Growth in Grand Island
Despite the weather problems, Kircher said, since moving to Grand Island, the fair has done “exceptionally well and continues to grow.”
“Grand Island has been an ideal host,” he said. “The number of volunteers we get, the enthusiasm and support have just been outstanding.”
A popular change this year is the bundling of concert performances by genre at very affordable prices.
Cox said entertainment today has many competitive factors that didn’t exist 10 years ago.
For generations, the State Fair was one of only a few venues around that had big-name entertainers. The State Fair was a big event. But now, there are so many venues offering entertainment throughout the year, whether it be casinos, festivals or fairs.
“People have many more options nowadays,” Cox said.
Everything traditional about state fairs is changing, whether it be carnivals or entertainment. For the Nebraska State Fair to remain relevant, she said, fair organizers must start looking to the future with a new perspective that retains some of what has successfully defined fairs for past generations.
“All of this leads to us sitting down and looking at where we will be at 10 or 20, 50, 100 or 150 years from now,” Cox said.
A Nebraska experience
She said things are changing rapidly. The fair’s focus is on learning to adapt to the changes, such as the impact of social media. But the changes still have to be defined as Nebraska.
And that is where Cox believes the State Fair has an advantage.
“No one can come as close to doing that as we can,” she said. “We have to show people how they can come to the fair and have a front porch experience.”
That is why redefining the fair this year with an eye to the future is essential on its 150th anniversary.
“People demand change and experiences that are fresh and different,” Cox said.
And that’s a balancing act with tradition and the things people expect at the fair.
Kircher said they are excited about celebrating the State Fair’s 150th anniversary. Fair organizers wanted to do a lot of new things this year.
“We know that for longer-term growth and success, it really depends on a vision going forward and how you achieve that,” he said. “We are very excited about this year’s fair, but we are also excited about the prospects for the future.”
Kircher said the board is working closely with Cox and her staff in the planning process for both the short- and long-term needs of the fair.
“We are excited about the changes we can make to the fair to add to its success,” he said. “Not only to the fairgoer, but also going forward and thinking about things we can do to improve their experience and continue to build on it.”
Thompson Equine Area
Both Cox and Kircher are excited about the changes that are happening at the Thompson Equine Area. They want to continue to expand the equestrian offerings in the area, such as this year’s rough stock rodeo, along with tapping into Nebraska’s western ranching heritage.
“We have been involved in our strategic planning and looking at where do we go from here and how can we grow the fair and expand it,” Kircher said.
For the short term, he said taking care of the maintenance of the existing facilities is a high priority.

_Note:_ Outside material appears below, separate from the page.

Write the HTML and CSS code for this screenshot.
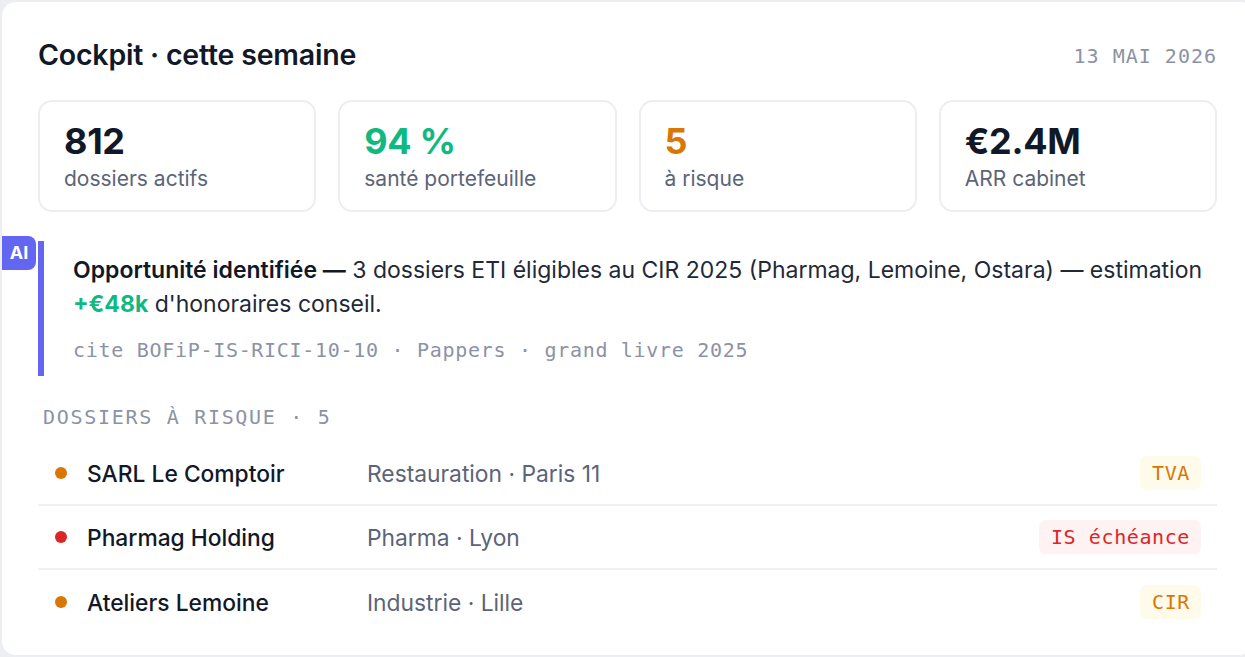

Those facilities play a year-round role at Fonner Park in drawing different livestock and trade shows.
“There are capital needs for improvements for the facilities we have,” Kircher said. “They are great facilities, but after 10 years you run into certain costs that you have to take care of them.”
One project they are hoping to complete is adding a barn and show arena for small animals, such as poultry, rabbits and other smaller animals.
“We are trying to make moves that are strategic in nature and will have long-term impacts on continuing the success of the fair,” Kircher said. “That is what is exciting about this year to us.”
For Cox, the focus is on making the fair relevant to the fairgoing public. She said that is a theme very much on the minds of fair managers across the country.
“A fair has to change, mix and respond to the needs of the current state of the community without departing from the traditions people are fond of,” she said.
This year, instead of designated areas for the marketplace, food court and entertainment stages, everything is mixed together, with the goal of heightening the fairgoers’ overall experience.
“I hope people see the depth of the programming better,” Cox said. “One of the things that fairs struggle with is folks saying it is the same old, same old. The real key to fair growth and management always comes from programming. If you concentrate and always worry about attendance numbers, then you are worried about the wrong thing. You must worry about programming and customer service.
“Attendance and growth will come if we build a strong foundation.”